Chander is a Dalit, and the dominant upper caste community in the village has decreed that no family of “low social status” should have a band as part of their marriage procession. At best, they could have a dhol – a two-headed barrel-shaped drum – for musical accompaniment.
A few upper caste members even threatened Chander of dire consequences if he tried to become their equal by hiring a full-fledged band. But Mamta, a class 12 student, wouldn’t be cowed down. Reiterating their right to celebrate happy occasions in ways they deemed proper, she suggested that they approach the district administration for help.
“Upon receiving Chander Meghwal’s application, we told leaders of the village’s upper caste community that it was illegal to prevent anybody from hiring a band for their marriage procession,” said sub-divisional magistrate GS Dabar.
Some, however, remained unconvinced. They told Chander that he and his family would be subject to social ostracism – or worse – if they went ahead with their “band-party plans”. So, sub-divisional officer of police OP Sharma stationed a law-enforcement team comprising three inspectors and a dozen police personnel at the village from Saturday night.

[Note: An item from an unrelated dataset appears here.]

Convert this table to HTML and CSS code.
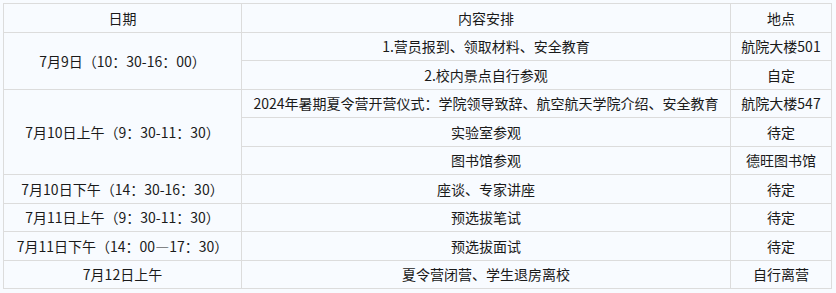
FILE: index.html
```html
<!DOCTYPE html>
<html lang="zh-CN">
<head>
<meta charset="utf-8">
<link rel="stylesheet" href="styles.css">
</head>
<body>
<table class="schedule">
  <colgroup>
    <col class="c-date">
    <col class="c-content">
    <col class="c-place">
  </colgroup>
  <tr><td>日期</td><td>内容安排</td><td>地点</td></tr>
  <tr><td rowspan="2">7月9日（10：30-16：00）</td><td>1.营员报到、领取材料、安全教育</td><td>航院大楼501</td></tr>
  <tr><td>2.校内景点自行参观</td><td>自定</td></tr>
  <tr><td rowspan="3">7月10日上午（9：30-11：30）</td><td>2024年暑期夏令营开营仪式：学院领导致辞、航空航天学院介绍、安全教育</td><td>航院大楼547</td></tr>
  <tr><td>实验室参观</td><td>待定</td></tr>
  <tr><td>图书馆参观</td><td>德旺图书馆</td></tr>
  <tr><td>7月10日下午（14：30-16：30）</td><td>座谈、专家讲座</td><td>待定</td></tr>
  <tr><td>7月11日上午（9：30-11：30）</td><td>预选拔笔试</td><td>待定</td></tr>
  <tr><td>7月11日下午（14：00—17：30）</td><td>预选拔面试</td><td>待定</td></tr>
  <tr><td>7月12日上午</td><td>夏令营闭营、学生退房离校</td><td>自行离营</td></tr>
</table>
</body>
</html>
```
FILE: styles.css
```css
html, body {
  margin: 0;
  background: #f8fbff;
}
body {
  padding: 3px;
  font-family: "Microsoft YaHei", "Noto Sans CJK SC", "Noto Sans", sans-serif;
  font-size: 14px;
  color: #1a1a1a;
}
.schedule {
  border-collapse: collapse;
  table-layout: fixed;
  width: 828px;
}
.c-date { width: 238px; }
.c-content { width: 489px; }
.c-place { width: 101px; }
.schedule tr {
  height: 28.5px;
}
.schedule td {
  border: 1px solid #dcdcdc;
  padding: 0 4px;
  text-align: center;
  vertical-align: middle;
  line-height: 20px;
  white-space: nowrap;
}
```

The next morning, a new tradition was born in Mana village. A band accompanied a Dalit’s daughter for the Ganga Poojan ceremony and, later that day, the groom’s procession was welcomed with a musical fanfare hitherto witnessed only at upper caste weddings. And even as the villagers celebrated, a team of police personnel kept their eyes peeled for troublemakers.
Mamta seemed visibly pleased. “I want all my sisters to have weddings as grand as mine,” she gushed.
But while Chander smiled for the cameras, he didn’t seem overly cheerful. “I wonder how the upper castes will react, now that I have defied their age-old tradition,” he was heard telling a policeman.